Newspapers made great play on the rewriting of history by Eric Daniels, former Chief Executive of Lloyds, last week, when he appeared to backtrack on his statement that the takeover of HBOS had been done with inadequate due diligence.
Daniels told the Parliamentary banking commission: “We did a very thorough job in terms of our diligence. We understood what we thought were the strengths and weaknesses of HBOS at the time. We also thought that, despite this being a difficult deal, it would serve the shareholders well over time.”
How to reconcile that with Daniels’ statement to the Treasury Select Committee on 11 February 2009 that, given more time, “we probably would have put in somewhere around three to five times as much time as we put in.”
In fact Daniels has been consistent and has always chosen his words carefully.
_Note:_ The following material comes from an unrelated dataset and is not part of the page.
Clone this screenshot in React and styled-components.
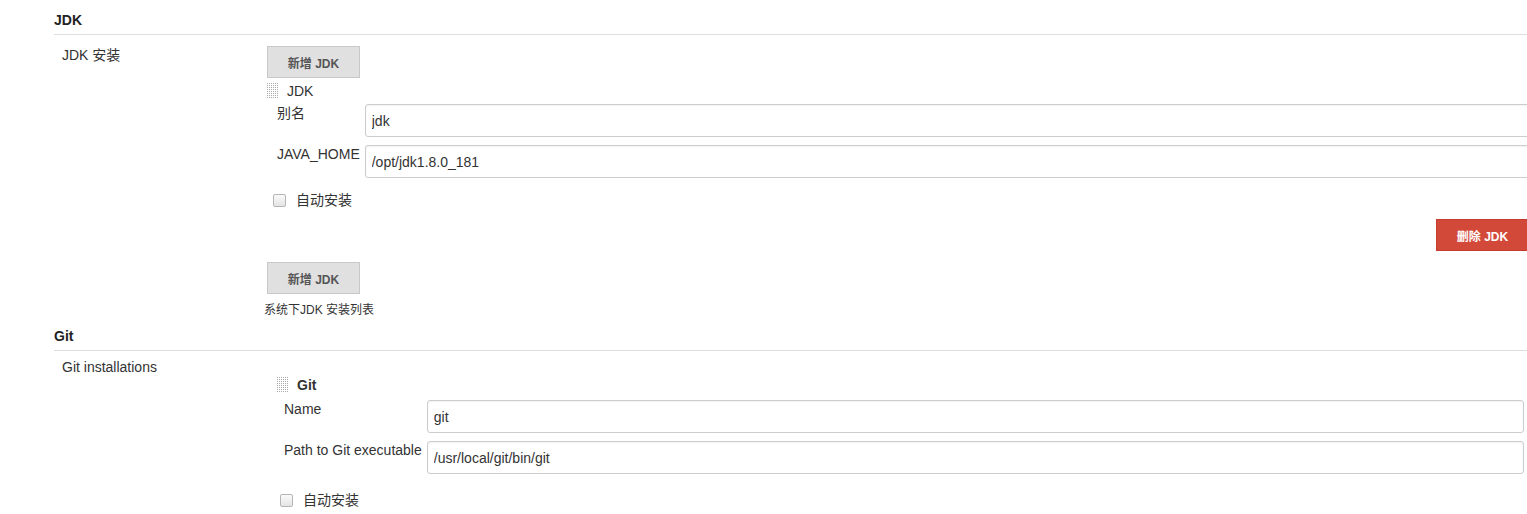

He also said in 2009: “As a publicly traded company, there is a limited amount of diligence that can be done in an acquisition. That said, we put approximately 5,000 man days into the diligence effort. A great part of that was done by people that we had hired as experts, accounting firms, investment banks and so on, in an effort to value the portfolios properly.”
Why does he take such care in what he says? Daniels was candid about the reason last week. Asked by MP John Thurso: “Did the sheer scale of the bad lending in HBOS come as a shock to you?” Daniels replied: “I have to be a little bit careful, because there are legal cases pending.”
Commission chair Andrew Tyrie tried to tempt him further: “You are subject to parliamentary privilege here so you can spill all the beans.” But Daniels wasn’t to be drawn.
“Would that parliamentary privilege, as robust as it is, protect me against class-action lawsuits in the US? I am not sure you would be willing to make that representation, as it might be a mis-sell, Mr Tyrie. I do want to be a little careful, because there are lawsuits pending.”
There is indeed an action underway, led by the tireless Albert A. Ross, who was born in Scotland, but now lives in St. Tammany Parish, Louisiana. He is a retired sailor and relied upon the dividend from Lloyds as part of his pension. He claims he lost more than $300,000 on his investment as a result of misleading statements by Lloyds and its then chief executive and chairman Daniels and Sir Victor Blank.
Ross has been joined in the suit by other US Lloyds shareholders in a so-called “class action,” a mechanism which enables ordinary people to take on large corporations in the courts. The same facility does not exist here and is part of the reason that the UK small shareholder group Lloyds Action Now has so far failed to get a legal action off the ground.
Last year Lloyds applied to have the Ross case dismissed, but failed. Daniels and Blank are almost certainly indemnified by Lloyds or have insurance cover, so do not stand to lose, but if judgement is eventually given against them the bank could face substantial compensation claims in the US.
PS: I was myself a beneficiary of a US class action some years ago. My oldest son ran out of money in New York during his gap year and – this being pre-electronic banking – I had to wire cash to him through Western Union, which had a virtual monopoly on immediate cash transfers. The fees were extortionate and I wasn’t the only one to think so. Sometime later the company lost a class action and I got a daunting-looking legal document from a New York court. I and all other customers of Western Union between certain dates had been joined (unbeknownst to us) in the action.
It was a pyrrhic victory for me. My compensation was in the form of a discount on my next service from the company, but I had already vowed never to use them again.